* _TASK STATEMENT_: Set down the data below from its first line to the line holding "close, time, profit])", inclusive; omit all pictures.

--- Begin SUPPLIED INFORMATION ---

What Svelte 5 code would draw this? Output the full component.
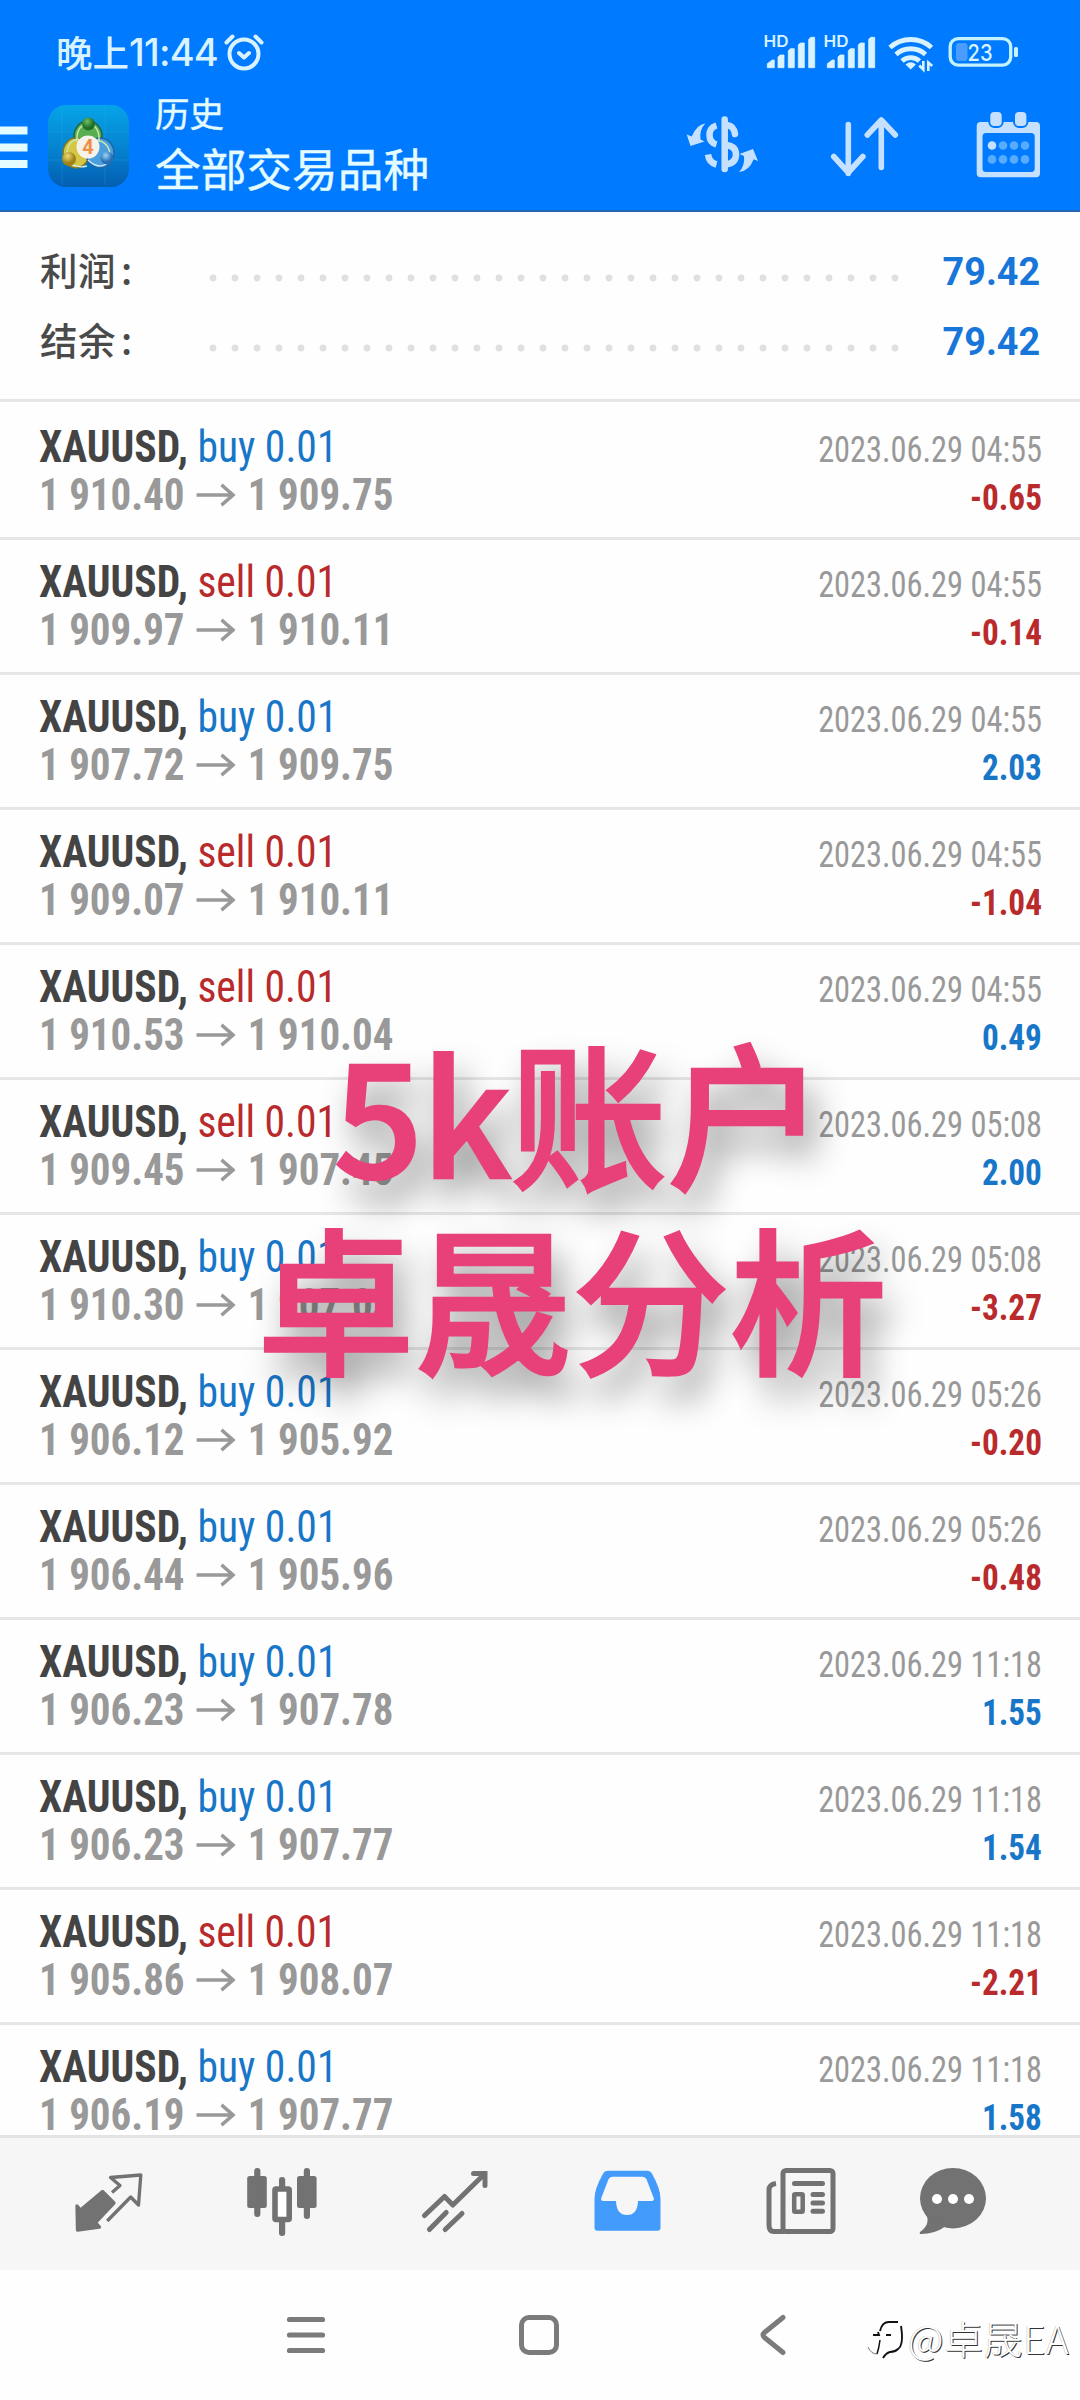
<script>
  const trades = [
    ['buy', '1 910.40', '1 909.75', '04:55', '-0.65'],
    ['sell', '1 909.97', '1 910.11', '04:55', '-0.14'],
    ['buy', '1 907.72', '1 909.75', '04:55', '2.03'],
    ['sell', '1 909.07', '1 910.11', '04:55', '-1.04'],
    ['sell', '1 910.53', '1 910.04', '04:55', '0.49'],
    ['sell', '1 909.45', '1 907.45', '05:08', '2.00'],
    ['buy', '1 910.30', '1 907.03', '05:08', '-3.27'],
    ['buy', '1 906.12', '1 905.92', '05:26', '-0.20'],
    ['buy', '1 906.44', '1 905.96', '05:26', '-0.48'],
    ['buy', '1 906.23', '1 907.78', '11:18', '1.55'],
    ['buy', '1 906.23', '1 907.77', '11:18', '1.54'],
    ['sell', '1 905.86', '1 908.07', '11:18', '-2.21'],
    ['buy', '1 906.19', '1 907.77', '11:18', '1.58']
  ].map(([side, open, close, time, profit]) => ({ side, open, close, time, profit }));

  const summary = [
    { label: '利润', value: '79.42' },
    { label: '结余', value: '79.42' }
  ];
  const dots = Array.from({ length: 32 }, (_, i) => 4 + i * 22);
</script>

{#snippet signal()}
  <svg width="60" height="50" viewBox="0 0 60 50" fill="#d8f3ff">
    <text x="3.5" y="17.3" font-size="15.5" font-weight="600" textLength="25" lengthAdjust="spacingAndGlyphs">HD</text>
    <path d="M7.3 37.7v-4l5-3.7h2v7.7zM18 37.7V27l2-2h4v12.7zM28.3 37.7v-17l2-2h4v19zM38.3 37.7V15l2-2h4v24.7zM48.7 37.7V9.300l2-2h4v30.400z" stroke="#d8f3ff" stroke-width=".8" stroke-linejoin="round" />
  </svg>
{/snippet}

<main class="screen">
  <header>
    <div class="status">
      <span class="clock"><span class="cjk">晚上</span><span class="time">11:44</span></span>
      <svg class="alarm" width="44" height="44" viewBox="0 0 44 44" fill="none" stroke="#d8f3ff" stroke-width="4" stroke-linecap="round" stroke-linejoin="round">
        <circle cx="22" cy="24" r="14.500" /><path d="M17 23l5 4.500 5-4.500M4.500 12.500l6-6M39.500 12.500l-6-6" />
      </svg>
      <div class="indicators">
        {@render signal()}
        {@render signal()}
        <svg width="65" height="50" viewBox="0 0 65 50" fill="none" stroke="#d8f3ff" stroke-width="4.900">
          <path d="M10 17.500a31 31 0 0 1 41.500 0M16 24.500a22 22 0 0 1 29.500 0M22 31a13 13 0 0 1 17.500 0" />
          <path d="M25.500 34.500q5.200-4.500 10.400 0l-5.200 5z" fill="#d8f3ff" stroke="none" />
          <path d="M43.300 31v8.500l-4-4M48.300 41v-8.500l4 3.500" stroke-width="2.600" />
        </svg>
        <svg width="78" height="50" viewBox="0 0 78 50">
          <rect x="5.200" y="8.600" width="60.500" height="26.500" rx="8" fill="none" stroke="#c4f2ff" stroke-width="3.300" />
          <rect x="11" y="13" width="11.500" height="18" rx="3" fill="#4a9dff" />
          <rect x="69" y="17" width="4" height="10" rx="1.500" fill="#c4f2ff" />
          <text x="22.500" y="31" font-size="23" font-weight="500" fill="#d8f3ff" textLength="25" lengthAdjust="spacingAndGlyphs">23</text>
        </svg>
      </div>
    </div>
    <div class="appbar">
      <svg class="burger" width="47" height="50" viewBox="0 0 47 50" fill="#e4fbff">
        <path d="M0 4.500h27.500v8H0zM0 21.500h27.500v8H0zM0 38h27.500v8H0z" />
      </svg>
      <svg class="logo" width="84" height="84" viewBox="0 0 84 84">
        <defs>
          <linearGradient id="bg" x1="0" y1="0" x2="0" y2="1"><stop offset="0" stop-color="#06a4e8" /><stop offset=".55" stop-color="#0582cf" /><stop offset="1" stop-color="#035db0" /></linearGradient>
          <radialGradient id="gr" cx=".4" cy=".3"><stop offset="0" stop-color="#6fc060" /><stop offset="1" stop-color="#1f6f2a" /></radialGradient>
          <radialGradient id="ye" cx=".4" cy=".3"><stop offset="0" stop-color="#f0dc70" /><stop offset="1" stop-color="#9d811a" /></radialGradient>
          <radialGradient id="bl" cx=".4" cy=".3"><stop offset="0" stop-color="#9ad6f8" /><stop offset="1" stop-color="#246eb5" /></radialGradient>
        </defs>
        <rect x="1" y="1" width="81" height="82" rx="18" fill="url(#bg)" />
        <path d="M1 28h81M1 56h81M15 3v78M58 3v78" stroke="#39b4ef" stroke-width=".7" opacity=".35" />
        <ellipse cx="41" cy="32" rx="14" ry="15" fill="#58ae50" stroke="#1c6740" stroke-width="1.500" />
        <ellipse cx="29" cy="49" rx="13" ry="15" fill="#d5c644" stroke="#807724" stroke-width="1.500" />
        <ellipse cx="53" cy="49" rx="14" ry="15" fill="#4b9edf" stroke="#2165a2" stroke-width="1.500" />
        <path d="M30 38q-1-17 11-18 12 1 11 18M20 49q1-13 12-14M50 36q13 3 13 16" fill="none" stroke="#c5e7a8" stroke-width="1.500" />
        <path d="M20 57q9 8 20 5M41 56q10 10 20 3" fill="none" stroke="#d0eafa" stroke-width="1.300" />
        <circle cx="41.500" cy="20" r="6.500" fill="url(#gr)" />
        <circle cx="22" cy="55" r="7" fill="url(#ye)" />
        <circle cx="60" cy="54" r="6.500" fill="url(#bl)" />
        <circle cx="41" cy="43" r="11.500" fill="#f5f2e9" />
        <text x="41" y="50" text-anchor="middle" font-size="20" font-weight="700" fill="#ee8f45">4</text>
      </svg>
      <div class="titles">
        <span class="sub">历史</span>
        <span class="title">全部交易品种</span>
      </div>
      <div class="actions">
        <svg width="80" height="80" viewBox="0 0 80 80" fill="none" stroke="#c6e1ff" stroke-width="6.500">
          <path d="M42.700 15.500v49.500" stroke-linecap="round" />
          <path d="M45 21q7 1 8 9M44 41q10 1 10 9.500T44 60.500" stroke-linecap="round" />
          <path d="M34.500 21.500q-7 2-7 9.500t7 9.500M26 50.500q1 8 8.500 10" />
          <path d="M4.700 30.500l5 2q5-12 13.600-13-6 6-4.800 16l4 2-14 4.500zM57.500 50l13.500-5 5 12-4.300-1.700q-4.700 12-14.700 12.700 6-6 5-16z" fill="#c6e1ff" stroke="none" />
        </svg>
        <svg width="80" height="80" viewBox="0 0 80 80" fill="none" stroke="#c6e1ff" stroke-width="5.600" stroke-linecap="round" stroke-linejoin="round">
          <path d="M23.300 20.500v49M8.700 52.500l14.600 16 14.600-16M56.300 63.500v-47M42.300 31l14-15 14 15" />
        </svg>
        <svg width="80" height="80" viewBox="0 0 80 80" fill="#c6e1ff">
          <path fill-rule="evenodd" d="M12.700 18h55.300q4 0 4 4v47.300q0 4-4 4H12.700q-4 0-4-4V22q0-4 4-4zM18 29q-3.500 0-3.500 3.500V64.500q0 3.500 3.500 3.500h45.200q3.500 0 3.500-3.500V32.500q0-3.500-3.500-3.500z" />
          <g stroke="#007aff" stroke-width="2"><rect x="21.300" y="7" width="13.400" height="16" rx="5" /><rect x="46" y="7" width="13.400" height="16" rx="5" /></g>
          <circle cx="24" cy="41.500" r="4.300" />
          <g fill="#58acff"><circle cx="35" cy="41.500" r="4.300" /><circle cx="46" cy="41.500" r="4.300" /><circle cx="57" cy="41.500" r="4.300" /><circle cx="24" cy="55.400" r="4.300" /><circle cx="35" cy="55.400" r="4.300" /><circle cx="46" cy="55.400" r="4.300" /><circle cx="57" cy="55.400" r="4.300" /></g>
        </svg>
      </div>
    </div>
  </header>

  <section class="summary">
    {#each summary as item}
      <div class="sumrow">
        <span class="label">{item.label}<i>:</i></span>
        <svg class="leader" width="700" height="8" viewBox="0 0 700 8" fill="#e0e0e0">
          {#each dots as x}<circle cx={x} cy="4" r="3.400" />{/each}
        </svg>
        <b class="value">{item.value}</b>
      </div>
    {/each}
  </section>

  <section class="list">
    {#each trades as t}
      <article>
        <div class="left">
          <div class="name"><b>XAUUSD,</b> <span class={t.side}>{t.side} 0.01</span></div>
          <div class="prices">
            <span class="price">{t.open}</span>
            <svg width="42" height="24" viewBox="0 0 42 24" fill="none" stroke="#999" stroke-width="3.600"><path d="M0 12h39M27 1.800L39.500 12 27 22.200" /></svg>
            <span class="price">{t.close}</span>
          </div>
        </div>
        <div class="right">
          <div class="date">2023.06.29 {t.time}</div>
          <div class="profit" class:loss={t.profit.startsWith('-')}>{t.profit}</div>
        </div>
      </article>
    {/each}
  </section>

  <nav class="tabs">
    <svg width="80" height="80" viewBox="0 0 80 80" fill="none" stroke="#727272" stroke-width="3.300" stroke-linejoin="round">
      <path d="M8 45l3.500 4L33.500 30.500 45 42 26.500 61.500l4 4.500L8.500 69z" fill="#727272" />
      <path d="M43 31.500l8-7-9.500-8L71.800 14 69.500 44l-7.800-8-23.500 24" />
    </svg>
    <svg width="80" height="80" viewBox="0 0 80 80" fill="#727272">
      <rect x="5.200" y="15" width="19.600" height="32" rx="2.500" /><rect x="12.200" y="7" width="6.200" height="49" rx="3" />
      <rect x="55" y="15" width="19.600" height="32" rx="2.500" /><rect x="61.800" y="7" width="6.200" height="51" rx="3" />
      <rect x="37" y="16" width="6.200" height="12" rx="3" /><rect x="37" y="58" width="6.200" height="17" rx="3" />
      <rect x="33" y="28" width="14.200" height="30.500" rx="1" fill="#fff" stroke="#727272" stroke-width="5.600" />
    </svg>
    <svg width="80" height="80" viewBox="0 0 80 80" fill="none" stroke="#727272" stroke-width="5" stroke-linecap="round">
      <path d="M9.500 54.500L29.500 35.500l8.300 8.500L69 13.500M14.400 68.500l16.800-17M30.200 68.500l16.800-16" stroke-linejoin="round" /><path d="M58.500 12.500H70v12" />
    </svg>
    <svg width="80" height="80" viewBox="0 0 80 80" fill="#439cfb">
      <path fill-rule="evenodd" d="M20 9.700h39q3.500 0 5 3 8.500 15 8.500 25v29q0 3-3 3h-60q-3 0-3-3v-29q0-10 8.500-25 1.500-3 5-3zM24.500 15.700q-3 0-4 2.500L13.300 37q-.8 3 2 3H28q.5 14 11 14t11-14h13.700q2.800 0 2-3L58.500 18.200q-1-2.500-4-2.500z" />
    </svg>
    <svg width="80" height="80" viewBox="0 0 80 80" fill="none" stroke="#727272" stroke-width="5">
      <rect x="22" y="9.500" width="50" height="61" rx="3" /><path d="M15 22.500q-7 1-7 6.500v35q0 6.500 5 6.500h10" />
      <path d="M33.500 22.500h28M52 33.500h9.500M52 42h9.500M52 50.300h9.500" stroke-linecap="round" /><rect x="33.200" y="33.200" width="8.500" height="17.500" rx="1" stroke-width="4.500" />
    </svg>
    <svg width="80" height="80" viewBox="0 0 80 80" fill="#727272">
      <ellipse cx="40" cy="37.200" rx="33" ry="30.200" /><path d="M13 53q5 10-6 18-1 2 1 2 14 0 25-8z" />
      <g fill="#fff"><circle cx="24" cy="38" r="5" /><circle cx="40" cy="38" r="5" /><circle cx="56" cy="38" r="5" /></g>
    </svg>
  </nav>

  <nav class="system">
    <svg width="50" height="50" viewBox="0 0 50 50" stroke="#7b7b7b" stroke-width="5.200" stroke-linecap="round"><path d="M8.500 9.500h33M8.500 25h33M8.500 40.500h33" /></svg>
    <svg width="50" height="50" viewBox="0 0 50 50" fill="none" stroke="#7b7b7b" stroke-width="5"><rect x="7.500" y="7.500" width="35" height="35" rx="7.500" /></svg>
    <svg width="50" height="50" viewBox="0 0 50 50" fill="none" stroke="#7b7b7b" stroke-width="5" stroke-linecap="round" stroke-linejoin="round"><path d="M35 7.500L16.500 22.500q-3 2.500 0 5L35 42.500" /></svg>
  </nav>

  <div class="overlay"><div class="line1"><span>5k</span>账户</div><div>卓晟分析</div></div>

  <div class="credit">
    <svg width="40" height="46" viewBox="0 0 40 46" fill="none">
      <g stroke="#111" stroke-width="1.900"><path d="M14 17q2-9 9-9h9" /><path d="M35 12q3 19-3 23-3 3-8 3-4 1-7 6" /><path d="M7 21h6l-1-3M20 21h5" /><path d="M14 26q-1 8-3 14" stroke-width="1.500" /><path d="M2 33q3 7 9 7" stroke="#777" stroke-width="1" /></g>
    </svg>
    <span>@卓晟EA</span>
  </div>
</main>

<style>
  :global(body) { margin: 0; background: #fff; }
  .screen {
    position: relative; width: 1080px; height: 2400px; overflow: hidden; background: #fefefe;
    display: flex; flex-direction: column; font-family: Roboto, 'Noto Sans CJK SC', sans-serif;
  }
  svg { display: block; flex: none; }
  header { height: 212px; box-sizing: border-box; background: #007aff; border-bottom: 2px solid #2464b4; color: #e4fbff; flex: none; }
  .status { height: 100px; display: flex; align-items: flex-start; padding: 30px 57px 0 56px; box-sizing: border-box; }
  .clock { display: flex; line-height: 44px; color: #d8f3ff; font-weight: 500; }
  .clock .cjk { font-family: 'Noto Sans CJK SC', sans-serif; font-size: 36.500px; }
  .clock .time { font-family: Inter, sans-serif; font-size: 38px; letter-spacing: -0.8px; }
  .alarm { margin-left: 4px; }
  .indicators { display: flex; margin-left: auto; font-family: Inter, sans-serif; }
  .appbar { display: flex; height: 110px; align-items: flex-start; }
  .burger { margin-top: 22px; }
  .logo { margin-top: 4px; }
  .titles { display: flex; flex-direction: column; margin-left: 24px; font-family: 'Noto Sans CJK SC', sans-serif; -webkit-text-stroke: 0.4px #e4fbff; }
  .sub { font-size: 34.500px; line-height: 40px; margin-top: -8px; }
  .title { font-size: 45.700px; line-height: 56px; margin-top: 7px; }
  .actions { display: flex; gap: 63px; margin: 4px 32px 0 auto; }
  .summary { flex: none; height: 190px; box-sizing: border-box; padding: 24px 40px 0; border-bottom: 3px solid #e6e6e6; }
  .sumrow { display: flex; align-items: center; height: 70px; }
  .label { width: 169px; margin-top: -6px; font: 500 37.500px 'Noto Sans CJK SC', sans-serif; letter-spacing: 0.5px; color: #4a4a4a; }
  .label i { font-style: normal; margin-left: 5px; }
  .leader { margin-top: 14px; }
  .value { margin-left: auto; font-size: 39.500px; transform: scaleX(0.955); transform-origin: right; color: #1876d8; }
  .list { height: 1733px; padding-top: 3px; box-sizing: border-box; overflow: hidden; flex: none; }
  article { display: flex; justify-content: space-between; height: 135px; box-sizing: border-box; border-bottom: 3px solid #e6e6e6; padding: 18px 38px 0 39px; }
  .name, .prices { font-size: 44px; line-height: 48px; height: 48px; white-space: pre; color: #444; font-stretch: 75%; transform-origin: left; }
  .name { transform: scaleX(0.945); }
  .prices { display: flex; align-items: center; color: #999; font-weight: 700; gap: 13px; transform: scaleX(0.931); }
  .buy { color: #1876c8; }
  .sell { color: #b92a2c; }
  .right { text-align: right; font-size: 36px; line-height: 48px; color: #999; font-stretch: 75%; padding-top: 3px; }
  .date, .profit { transform-origin: right; white-space: nowrap; }
  .date { transform: scaleX(0.899); }
  .profit { font-weight: 700; color: #1876c8; transform: scaleX(0.922); }
  .profit.loss { color: #b92a2c; }
  .tabs { flex: none; height: 135px; box-sizing: border-box; border-top: 3px solid #e3e3e3; background: #f6f6f6; padding: 23px 0 0 22px; display: grid; grid-template-columns: repeat(5, 173px) 132px; justify-items: center; align-items: start; }
  .system { flex: none; height: 130px; display: grid; grid-template-columns: repeat(3, 233.500px); padding-left: 189px; justify-items: center; align-items: center; background: #fefefe; }
  .overlay { position: absolute; left: 257px; top: 1017px; width: 630px; text-align: center; font: 500 157.500px/185px 'Noto Sans CJK SC', sans-serif; color: #e8417a; -webkit-text-stroke: 2.500px #e8417a; text-shadow: 10px 22px 34px rgba(0, 0, 0, 0.45); white-space: nowrap; }
  .line1 { padding-left: 14px; }
  .line1 span { letter-spacing: -2px; }
  .credit { position: absolute; left: 866px; top: 2314px; display: flex; align-items: center; gap: 2px; font: 300 39px/44px 'Noto Sans CJK SC', sans-serif; letter-spacing: 0.5px; color: #fff; text-shadow: 1px 1px 0.500px #333, -0.500px -0.500px 0.500px #bbb; }
  .credit span { white-space: nowrap; }
</style>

--- End SUPPLIED INFORMATION ---

* _THE COMPLETED TASK_:
What Svelte 5 code would draw this? Output the full component.
<script>
  const trades = [
    ['buy', '1 910.40', '1 909.75', '04:55', '-0.65'],
    ['sell', '1 909.97', '1 910.11', '04:55', '-0.14'],
    ['buy', '1 907.72', '1 909.75', '04:55', '2.03'],
    ['sell', '1 909.07', '1 910.11', '04:55', '-1.04'],
    ['sell', '1 910.53', '1 910.04', '04:55', '0.49'],
    ['sell', '1 909.45', '1 907.45', '05:08', '2.00'],
    ['buy', '1 910.30', '1 907.03', '05:08', '-3.27'],
    ['buy', '1 906.12', '1 905.92', '05:26', '-0.20'],
    ['buy', '1 906.44', '1 905.96', '05:26', '-0.48'],
    ['buy', '1 906.23', '1 907.78', '11:18', '1.55'],
    ['buy', '1 906.23', '1 907.77', '11:18', '1.54'],
    ['sell', '1 905.86', '1 908.07', '11:18', '-2.21'],
    ['buy', '1 906.19', '1 907.77', '11:18', '1.58']
  ].map(([side, open, close, time, profit]) => ({ side, open, close, time, profit }));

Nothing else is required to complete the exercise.